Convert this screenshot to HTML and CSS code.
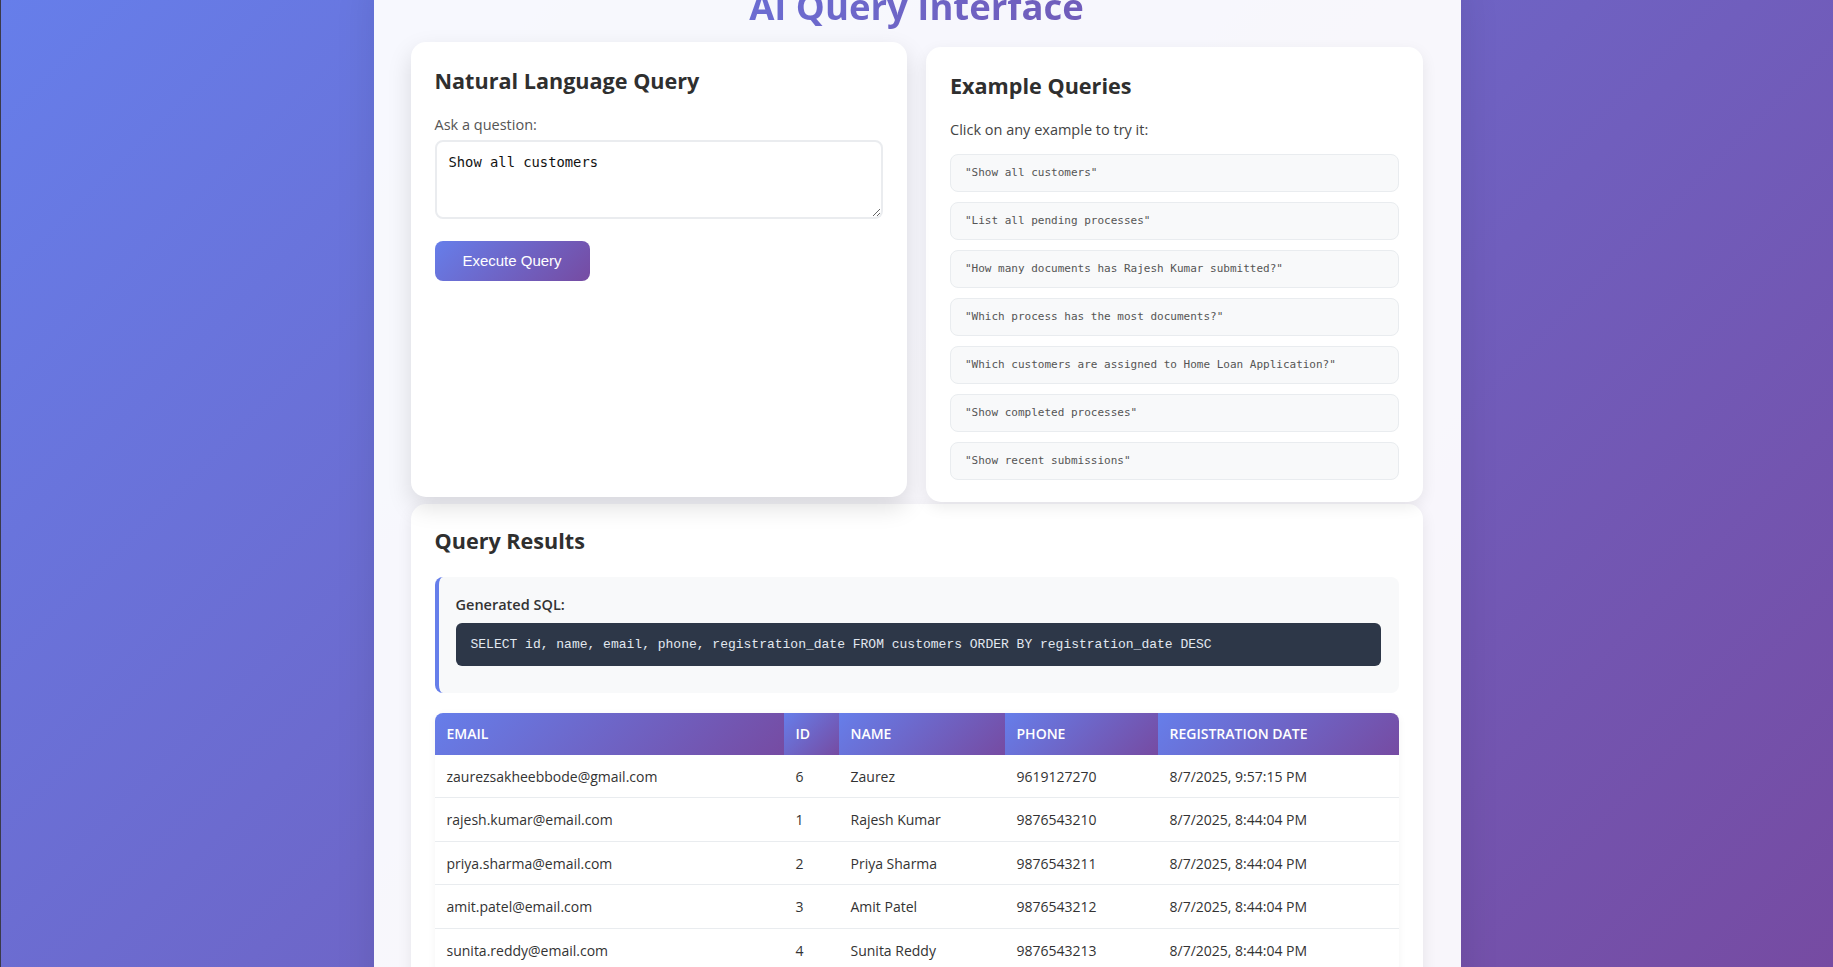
FILE: index.html
```html
<!DOCTYPE html>
<html lang="en">
<head>
<meta charset="utf-8">
<title>AI Query Interface</title>
<link rel="stylesheet" href="styles.css">
</head>
<body>
<div class="container">
  <h1 class="title">AI Query Interface</h1>

  <div class="top-grid">
    <section class="card card-lifted">
      <h3 class="card-title">Natural Language Query</h3>
      <label class="field-label" for="question">Ask a question:</label>
      <textarea id="question" class="query-input">Show all customers</textarea>
      <button class="btn-primary" type="button">Execute Query</button>
    </section>

    <section class="card">
      <h3 class="card-title">Example Queries</h3>
      <p class="hint">Click on any example to try it:</p>
      <div class="examples">
        <div class="example">"Show all customers"</div>
        <div class="example">"List all pending processes"</div>
        <div class="example">"How many documents has Rajesh Kumar submitted?"</div>
        <div class="example">"Which process has the most documents?"</div>
        <div class="example">"Which customers are assigned to Home Loan Application?"</div>
        <div class="example">"Show completed processes"</div>
        <div class="example">"Show recent submissions"</div>
      </div>
    </section>
  </div>

  <section class="card results">
    <h3 class="card-title">Query Results</h3>
    <div class="sql-box">
      <div class="sql-label">Generated SQL:</div>
      <pre class="sql-code">SELECT id, name, email, phone, registration_date FROM customers ORDER BY registration_date DESC</pre>
    </div>
    <div class="table-wrap">
      <table class="data-table">
        <colgroup>
          <col class="col-email">
          <col class="col-id">
          <col class="col-name">
          <col class="col-phone">
          <col class="col-date">
        </colgroup>
        <thead>
          <tr><th>Email</th><th>Id</th><th>Name</th><th>Phone</th><th>Registration Date</th></tr>
        </thead>
        <tbody>
          <tr><td>zaurezsakheebbode@gmail.com</td><td>6</td><td>Zaurez</td><td>9619127270</td><td>8/7/2025, 9:57:15 PM</td></tr>
          <tr><td>rajesh.kumar@email.com</td><td>1</td><td>Rajesh Kumar</td><td>9876543210</td><td>8/7/2025, 8:44:04 PM</td></tr>
          <tr><td>priya.sharma@email.com</td><td>2</td><td>Priya Sharma</td><td>9876543211</td><td>8/7/2025, 8:44:04 PM</td></tr>
          <tr><td>amit.patel@email.com</td><td>3</td><td>Amit Patel</td><td>9876543212</td><td>8/7/2025, 8:44:04 PM</td></tr>
          <tr><td>sunita.reddy@email.com</td><td>4</td><td>Sunita Reddy</td><td>9876543213</td><td>8/7/2025, 8:44:04 PM</td></tr>
        </tbody>
      </table>
    </div>
  </section>
</div>
</body>
</html>
```

FILE: styles.css
```css
* { box-sizing: border-box; }

html, body {
  margin: 0;
  padding: 0;
}

body {
  font-family: "Open Sans", "Noto Sans", sans-serif;
  color: #333;
  min-height: 100vh;
  background: linear-gradient(135deg, #667eea 0%, #764ba2 100%) fixed;
  border-left: 1px solid #3a3a4a;
  overflow: hidden;
}

.container {
  width: 1087px;
  margin: -45px auto 0;
  padding: 30px 38px 40px 37px;
  background: rgba(255, 255, 255, 0.95);
  border-radius: 20px;
  box-shadow: 0 20px 40px rgba(0, 0, 0, 0.1);
  min-height: 1100px;
}

.title {
  margin: 0 0 18px;
  font-size: 36.5px;
  font-weight: 700;
  line-height: 1.2;
  text-align: center;
  background: linear-gradient(135deg, #667eea 0%, #764ba2 100%);
  -webkit-background-clip: text;
  background-clip: text;
  color: transparent;
}

.top-grid {
  display: grid;
  grid-template-columns: 1fr 1fr;
  gap: 19px;
}

.card {
  background: #fff;
  border-radius: 15px;
  padding: 25px 24px 25px;
  box-shadow: 0 5px 15px rgba(0, 0, 0, 0.08);
}

.top-grid .card {
  padding-bottom: 22.5px;
}

.card-lifted {
  transform: translateY(-5px);
  box-shadow: 0 10px 25px rgba(0, 0, 0, 0.13);
}

.card-title {
  margin: 0 0 19px;
  font-size: 21.6px;
  line-height: 1.3;
  font-weight: 700;
  color: #2f2f2f;
}

.field-label {
  display: block;
  font-size: 14.5px;
  line-height: 1.5;
  font-weight: 500;
  color: #555;
  margin-bottom: 4px;
}

.query-input {
  display: block;
  width: 100%;
  height: 79px;
  margin: 0 0 22px;
  padding: 12px 12px;
  border: 2px solid #eaecef;
  border-radius: 8px;
  font-family: "DejaVu Sans Mono", "Liberation Mono", monospace;
  font-size: 13.8px;
  line-height: 1.3;
  color: #111;
  resize: vertical;
  outline: none;
}

.btn-primary {
  display: block;
  width: 155px;
  height: 40px;
  padding: 0;
  border: none;
  border-radius: 8px;
  background: linear-gradient(135deg, #667eea 0%, #764ba2 100%);
  color: #fff;
  font-family: "Liberation Sans", Arial, sans-serif;
  font-size: 15px;
  cursor: pointer;
}

.hint {
  margin: 0 0 13px;
  font-size: 14.5px;
  line-height: 1.5;
  color: #444;
}

.examples {
  display: flex;
  flex-direction: column;
  gap: 10px;
}

.example {
  padding: 11px 14px;
  background: #f8f9fa;
  border: 1px solid #e9ecef;
  border-radius: 8px;
  font-family: "DejaVu Sans Mono", "Liberation Mono", monospace;
  font-size: 11px;
  line-height: 14px;
  color: #555;
  cursor: pointer;
}

.results {
  margin-top: 2px;
  padding-top: 23px;
}

.results .card-title {
  margin-bottom: 22px;
}

.sql-box {
  background: #f8f9fa;
  border-left: 4px solid #667eea;
  border-radius: 8px;
  padding: 17px 18px 27px 17px;
  margin-bottom: 20px;
}

.sql-label {
  font-size: 14.5px;
  line-height: 1.5;
  font-weight: 600;
  color: #333;
  margin-bottom: 7px;
}

.sql-code {
  margin: 0;
  padding: 12px 15px;
  background: #2d3748;
  color: #e2e8f0;
  border-radius: 6px;
  font-family: "Liberation Mono", "Courier New", monospace;
  font-size: 13px;
  line-height: 19px;
  white-space: pre;
  overflow: hidden;
}

.table-wrap {
  border-radius: 8px;
  overflow: hidden;
  box-shadow: 0 2px 8px rgba(0, 0, 0, 0.05);
}

.data-table {
  width: 100%;
  border-collapse: collapse;
  table-layout: fixed;
}

.col-email { width: 349px; }
.col-id { width: 55px; }
.col-name { width: 166px; }
.col-phone { width: 153px; }

.data-table th {
  padding: 12px 12px;
  background: linear-gradient(135deg, #667eea 0%, #764ba2 100%);
  color: #fff;
  text-align: left;
  text-transform: uppercase;
  font-size: 14px;
  line-height: 18px;
  font-weight: 600;
}

.data-table td {
  padding: 13px 12px 11px;
  font-size: 14px;
  line-height: 18.5px;
  color: #333;
  background: #fff;
  border-bottom: 1px solid #e9ecef;
}
```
· · · · ·
▶ **PROMPT**: Reproduce the material word for word, minus the images.

▶ **ANSWER TO THE PROBLEM**:
Convert this screenshot to HTML and CSS code.
FILE: index.html
```html
<!DOCTYPE html>
<html lang="en">
<head>
<meta charset="utf-8">
<title>AI Query Interface</title>
<link rel="stylesheet" href="styles.css">
</head>
<body>
<div class="container">
  <h1 class="title">AI Query Interface</h1>

  <div class="top-grid">
    <section class="card card-lifted">
      <h3 class="card-title">Natural Language Query</h3>
      <label class="field-label" for="question">Ask a question:</label>
      <textarea id="question" class="query-input">Show all customers</textarea>
      <button class="btn-primary" type="button">Execute Query</button>
    </section>

    <section class="card">
      <h3 class="card-title">Example Queries</h3>
      <p class="hint">Click on any example to try it:</p>
      <div class="examples">
        <div class="example">"Show all customers"</div>
        <div class="example">"List all pending processes"</div>
        <div class="example">"How many documents has Rajesh Kumar submitted?"</div>
        <div class="example">"Which process has the most documents?"</div>
        <div class="example">"Which customers are assigned to Home Loan Application?"</div>
        <div class="example">"Show completed processes"</div>
        <div class="example">"Show recent submissions"</div>
      </div>
    </section>
  </div>

  <section class="card results">
    <h3 class="card-title">Query Results</h3>
    <div class="sql-box">
      <div class="sql-label">Generated SQL:</div>
      <pre class="sql-code">SELECT id, name, email, phone, registration_date FROM customers ORDER BY registration_date DESC</pre>
    </div>
    <div class="table-wrap">
      <table class="data-table">
        <colgroup>
          <col class="col-email">
          <col class="col-id">
          <col class="col-name">
          <col class="col-phone">
          <col class="col-date">
        </colgroup>
        <thead>
          <tr><th>Email</th><th>Id</th><th>Name</th><th>Phone</th><th>Registration Date</th></tr>
        </thead>
        <tbody>
          <tr><td>zaurezsakheebbode@gmail.com</td><td>6</td><td>Zaurez</td><td>9619127270</td><td>8/7/2025, 9:57:15 PM</td></tr>
          <tr><td>rajesh.kumar@email.com</td><td>1</td><td>Rajesh Kumar</td><td>9876543210</td><td>8/7/2025, 8:44:04 PM</td></tr>
          <tr><td>priya.sharma@email.com</td><td>2</td><td>Priya Sharma</td><td>9876543211</td><td>8/7/2025, 8:44:04 PM</td></tr>
          <tr><td>amit.patel@email.com</td><td>3</td><td>Amit Patel</td><td>9876543212</td><td>8/7/2025, 8:44:04 PM</td></tr>
          <tr><td>sunita.reddy@email.com</td><td>4</td><td>Sunita Reddy</td><td>9876543213</td><td>8/7/2025, 8:44:04 PM</td></tr>
        </tbody>
      </table>
    </div>
  </section>
</div>
</body>
</html>
```

FILE: styles.css
```css
* { box-sizing: border-box; }

html, body {
  margin: 0;
  padding: 0;
}

body {
  font-family: "Open Sans", "Noto Sans", sans-serif;
  color: #333;
  min-height: 100vh;
  background: linear-gradient(135deg, #667eea 0%, #764ba2 100%) fixed;
  border-left: 1px solid #3a3a4a;
  overflow: hidden;
}

.container {
  width: 1087px;
  margin: -45px auto 0;
  padding: 30px 38px 40px 37px;
  background: rgba(255, 255, 255, 0.95);
  border-radius: 20px;
  box-shadow: 0 20px 40px rgba(0, 0, 0, 0.1);
  min-height: 1100px;
}

.title {
  margin: 0 0 18px;
  font-size: 36.5px;
  font-weight: 700;
  line-height: 1.2;
  text-align: center;
  background: linear-gradient(135deg, #667eea 0%, #764ba2 100%);
  -webkit-background-clip: text;
  background-clip: text;
  color: transparent;
}

.top-grid {
  display: grid;
  grid-template-columns: 1fr 1fr;
  gap: 19px;
}

.card {
  background: #fff;
  border-radius: 15px;
  padding: 25px 24px 25px;
  box-shadow: 0 5px 15px rgba(0, 0, 0, 0.08);
}

.top-grid .card {
  padding-bottom: 22.5px;
}

.card-lifted {
  transform: translateY(-5px);
  box-shadow: 0 10px 25px rgba(0, 0, 0, 0.13);
}

.card-title {
  margin: 0 0 19px;
  font-size: 21.6px;
  line-height: 1.3;
  font-weight: 700;
  color: #2f2f2f;
}

.field-label {
  display: block;
  font-size: 14.5px;
  line-height: 1.5;
  font-weight: 500;
  color: #555;
  margin-bottom: 4px;
}

.query-input {
  display: block;
  width: 100%;
  height: 79px;
  margin: 0 0 22px;
  padding: 12px 12px;
  border: 2px solid #eaecef;
  border-radius: 8px;
  font-family: "DejaVu Sans Mono", "Liberation Mono", monospace;
  font-size: 13.8px;
  line-height: 1.3;
  color: #111;
  resize: vertical;
  outline: none;
}

.btn-primary {
  display: block;
  width: 155px;
  height: 40px;
  padding: 0;
  border: none;
  border-radius: 8px;
  background: linear-gradient(135deg, #667eea 0%, #764ba2 100%);
  color: #fff;
  font-family: "Liberation Sans", Arial, sans-serif;
  font-size: 15px;
  cursor: pointer;
}

.hint {
  margin: 0 0 13px;
  font-size: 14.5px;
  line-height: 1.5;
  color: #444;
}

.examples {
  display: flex;
  flex-direction: column;
  gap: 10px;
}

.example {
  padding: 11px 14px;
  background: #f8f9fa;
  border: 1px solid #e9ecef;
  border-radius: 8px;
  font-family: "DejaVu Sans Mono", "Liberation Mono", monospace;
  font-size: 11px;
  line-height: 14px;
  color: #555;
  cursor: pointer;
}

.results {
  margin-top: 2px;
  padding-top: 23px;
}

.results .card-title {
  margin-bottom: 22px;
}

.sql-box {
  background: #f8f9fa;
  border-left: 4px solid #667eea;
  border-radius: 8px;
  padding: 17px 18px 27px 17px;
  margin-bottom: 20px;
}

.sql-label {
  font-size: 14.5px;
  line-height: 1.5;
  font-weight: 600;
  color: #333;
  margin-bottom: 7px;
}

.sql-code {
  margin: 0;
  padding: 12px 15px;
  background: #2d3748;
  color: #e2e8f0;
  border-radius: 6px;
  font-family: "Liberation Mono", "Courier New", monospace;
  font-size: 13px;
  line-height: 19px;
  white-space: pre;
  overflow: hidden;
}

.table-wrap {
  border-radius: 8px;
  overflow: hidden;
  box-shadow: 0 2px 8px rgba(0, 0, 0, 0.05);
}

.data-table {
  width: 100%;
  border-collapse: collapse;
  table-layout: fixed;
}

.col-email { width: 349px; }
.col-id { width: 55px; }
.col-name { width: 166px; }
.col-phone { width: 153px; }

.data-table th {
  padding: 12px 12px;
  background: linear-gradient(135deg, #667eea 0%, #764ba2 100%);
  color: #fff;
  text-align: left;
  text-transform: uppercase;
  font-size: 14px;
  line-height: 18px;
  font-weight: 600;
}

.data-table td {
  padding: 13px 12px 11px;
  font-size: 14px;
  line-height: 18.5px;
  color: #333;
  background: #fff;
  border-bottom: 1px solid #e9ecef;
}
```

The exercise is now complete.